国民の経済状況が豊かになる一方で、行き過ぎた消費社会に対する批判が高まり始めます。1973年に起こった石油危機の影響でプラスチックが値上がりし、人々はより高い環境意識を持つ必要に迫られました。イケアでは、ポップカルチャー時代のモダンなプラスチック家具に代わり、素朴なパイン材が台頭します。節ありのパイン材を家具に積極的に使っていくべきだというイングヴァルの決断からは、モダンな家具の派手な存在感から、素朴な家具が持つ純粋な信頼性へと、時代のニーズが移り変わる様子が伺えます。パイン材を用いたスタイルは、新しいグリーン・ムーブメントにもうまく溶け込みます。多くの若者が田舎や郊外に整然と建てられたアパートメントに移り住み、大切な人と過ごしながらクリエイティビティを活かせるスペースがある暮らしを望みました。

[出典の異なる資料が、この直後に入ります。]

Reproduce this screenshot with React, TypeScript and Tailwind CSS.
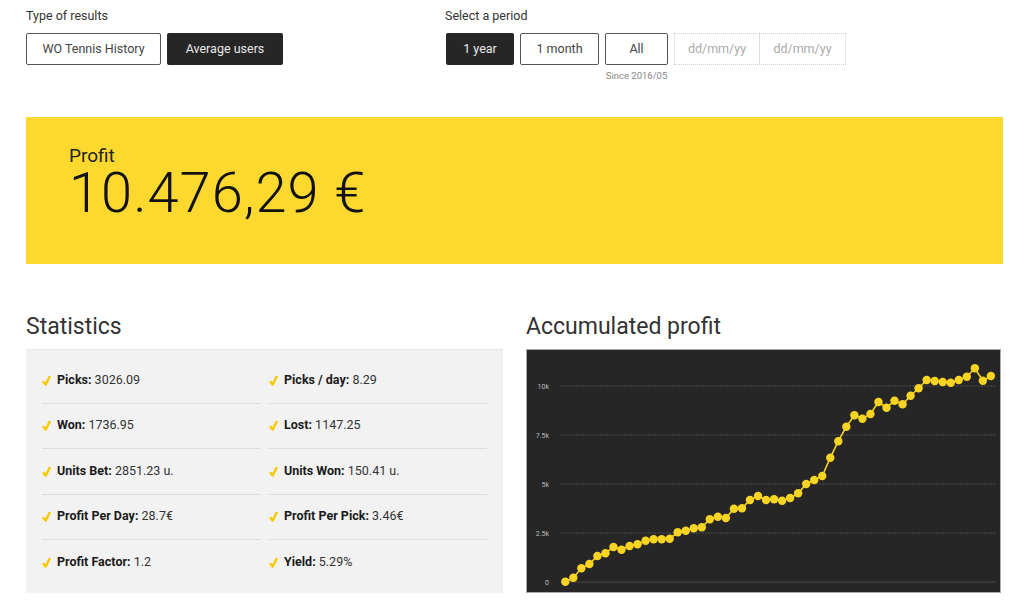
const font = "font-['Roboto','Liberation_Sans',sans-serif]";

const stats: [string, string, string, string][] = [
  ['Picks:', '3026.09', 'Picks / day:', '8.29'],
  ['Won:', '1736.95', 'Lost:', '1147.25'],
  ['Units Bet:', '2851.23 u.', 'Units Won:', '150.41 u.'],
  ['Profit Per Day:', '28.7€', 'Profit Per Pick:', '3.46€'],
  ['Profit Factor:', '1.2', 'Yield:', '5.29%'],
];

// y positions (px inside chart box) of each monthly point
const ys = [
  231.7, 227.7, 218.3, 214, 206, 203.3, 197, 199.7, 196, 194.3, 190.7, 189.3, 189.3, 188.7, 182.3, 180.7, 178.3,
  177.3, 169.3, 166.7, 168, 158.7, 158.3, 150, 146, 150, 149.3, 150.7, 148, 143.3, 134, 130, 126, 107.7, 91.2, 76.7,
  65.3, 68.7, 64, 52, 57.7, 50.7, 54.3, 45.7, 38.3, 30, 31, 32, 32.7, 30, 26.7, 18.3, 30.7, 26,
];

const grid = [
  { label: '10k', y: 36 },
  { label: '7.5k', y: 85 },
  { label: '5k', y: 134 },
  { label: '2.5k', y: 183 },
  { label: '0', y: 232 },
];

function Check() {
  return (
    <svg width="9" height="11" viewBox="0 0 9 11" className="shrink-0">
      <path d="M1 6.2 L3.6 9.6 L8 1" fill="none" stroke="#f7c900" strokeWidth="2.4" strokeLinejoin="round" />
    </svg>
  );
}

function Chart() {
  const pts = ys.map((y, i) => [38.3 + i * 8.03, y] as const);
  const d = pts.map(([x, y], i) => `${i ? 'L' : 'M'}${x.toFixed(1)} ${y}`).join(' ');
  return (
    <div className="h-[244px] border border-[#a9a9a9] bg-[#262626]">
      <svg width="473" height="242" viewBox="0 0 473 242" className="block">
        {grid.map((g) => (
          <g key={g.label}>
            <line
              x1="34"
              x2="469"
              y1={g.y}
              y2={g.y}
              stroke={g.label === '0' ? '#4a4a48' : '#4d4d4a'}
              strokeDasharray={g.label === '0' ? undefined : '2 1'}
            />
            <text x="22" y={g.y + 3} textAnchor="end" fontSize="7" fill="#bdbdbd" fontFamily="Roboto, sans-serif">
              {g.label}
            </text>
          </g>
        ))}
        <path d={d} fill="none" stroke="#f9d423" strokeWidth="1.6" />
        {pts.map(([x, y], i) => (
          <circle key={i} cx={x} cy={y} r="4.2" fill="#f9d423" />
        ))}
      </svg>
    </div>
  );
}

export default function App() {
  return (
    <div className={`${font} w-[1024px] h-[609px] bg-white text-[#2a2a2a] overflow-hidden`}>
      <div className="flex pl-[26px] pt-[8px] h-[87px]">
        <div className="w-[419px]">
          <div className="text-[12.5px] text-[#333] leading-[16px]">Type of results</div>
          <div className="flex gap-[6px] mt-[9px]">
            <button className="h-[32px] w-[135px] border border-[#555] rounded-[2px] text-[12.5px] text-[#444]">
              WO Tennis History
            </button>
            <button className="h-[32px] w-[116px] bg-[#262626] rounded-[2px] text-[12.5px] text-[#e8e8e8]">
              Average users
            </button>
          </div>
        </div>
        <div>
          <div className="text-[12.5px] text-[#333] leading-[16px]">Select a period</div>
          <div className="flex gap-[6px] mt-[9px] ml-px">
            <button className="h-[32px] w-[68px] bg-[#262626] rounded-[2px] text-[12.5px] text-[#e8e8e8]">1 year</button>
            <button className="h-[32px] w-[79px] border border-[#555] rounded-[2px] text-[12.5px] text-[#444]">
              1 month
            </button>
            <div className="flex flex-col items-center">
              <button className="h-[32px] w-[63px] border border-[#555] rounded-[2px] text-[12.5px] text-[#444]">All</button>
              <div className="text-[9.5px] text-[#888] mt-[5px] leading-[11px] whitespace-nowrap">Since 2016/05</div>
            </div>
            <div className="flex h-[32px] border border-dotted border-[#d0d0d0]">
              <div className="w-[85px] flex items-center justify-center text-[12.5px] text-[#aaa] border-r border-[#ddd]">
                dd/mm/yy
              </div>
              <div className="w-[85px] flex items-center justify-center text-[12.5px] text-[#aaa]">dd/mm/yy</div>
            </div>
          </div>
        </div>
      </div>

      <div className="ml-[26px] mr-[21px] mt-[30px] h-[147px] bg-[#fdd92f] pl-[43px] pt-[28px]">
        <div className="text-[19px] leading-[22px] text-[#222]">Profit</div>
        <div className="text-[56px] leading-[52px] tracking-[1px] text-[#111] font-light">10.476,29 €</div>
      </div>

      <div className="flex gap-[23px] pl-[26px] mt-[50px]">
        <div className="w-[477px] shrink-0">
          <div className="text-[23px] leading-[26px] text-[#333]">Statistics</div>
          <div className="mt-[9px] bg-[#f2f2f2] h-[244px] border-t border-dotted border-[#ddd] px-[16px] pt-[8px] grid grid-cols-2 gap-x-[9px] content-start">
            {stats.map((row, i) =>
              [0, 2].map((k) => (
                <div
                  key={`${i}-${k}`}
                  className={`flex items-center gap-[6px] h-[45.5px] text-[12.5px] ${
                    i < 4 ? 'border-b border-[#dcdcdc]' : ''
                  }`}
                >
                  <Check />
                  <span>
                    <b className="font-bold text-[#1a1a1a]">{row[k]}</b> <span className="text-[#333]">{row[k + 1]}</span>
                  </span>
                </div>
              ))
            )}
          </div>
        </div>
        <div className="w-[475px] shrink-0">
          <div className="text-[23px] leading-[26px] text-[#333]">Accumulated profit</div>
          <div className="mt-[9px]">
            <Chart />
          </div>
        </div>
      </div>
    </div>
  );
}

何事も自分自身の手で行うというDIYの精神が花開いたのです。もはやイケアのIVAR/イーヴァル システムのシェルフを組み立てることに、抵抗のあるお客さまはいなくなります。そして、すべての製品は子どもが安心して使えるものへと変わります。

子ども部屋、黄色の広いデスクで絵を描く2人の子ども。ザントマンのキャラクター、ジョン・ブランド柄の壁には黄色いウォールバー。
赤ん坊と一緒にいる女性がおむつ替え台に座っている。黄色い部屋にベビーベッドとおもちゃがあり、そばで2人の子どもが遊んでいる。
ライトグリーンの部屋に、子ども用デスクと収納家具、赤い回転椅子がある。ダークブルーの壁、グレーのニードルフェルトのラグ。
1970年代、子ども部屋と若者の部屋では色彩と独創性が最大限に発揮されました。遊具、2段ベッド、オープン収納、収納付きベッド、その他数々の新しいソリューションが、クリエイティブで遊び心のある暮らしを支えます。予備のマットレスがあれば、お泊りも簡単にできます。生地は大胆かつカラフルなデザインで、遊び心をくすぐる柄があしらわれていることも。画像はIKEAカタログより:画像1. 1974年、画像2. 1973年、画像3. 1971年。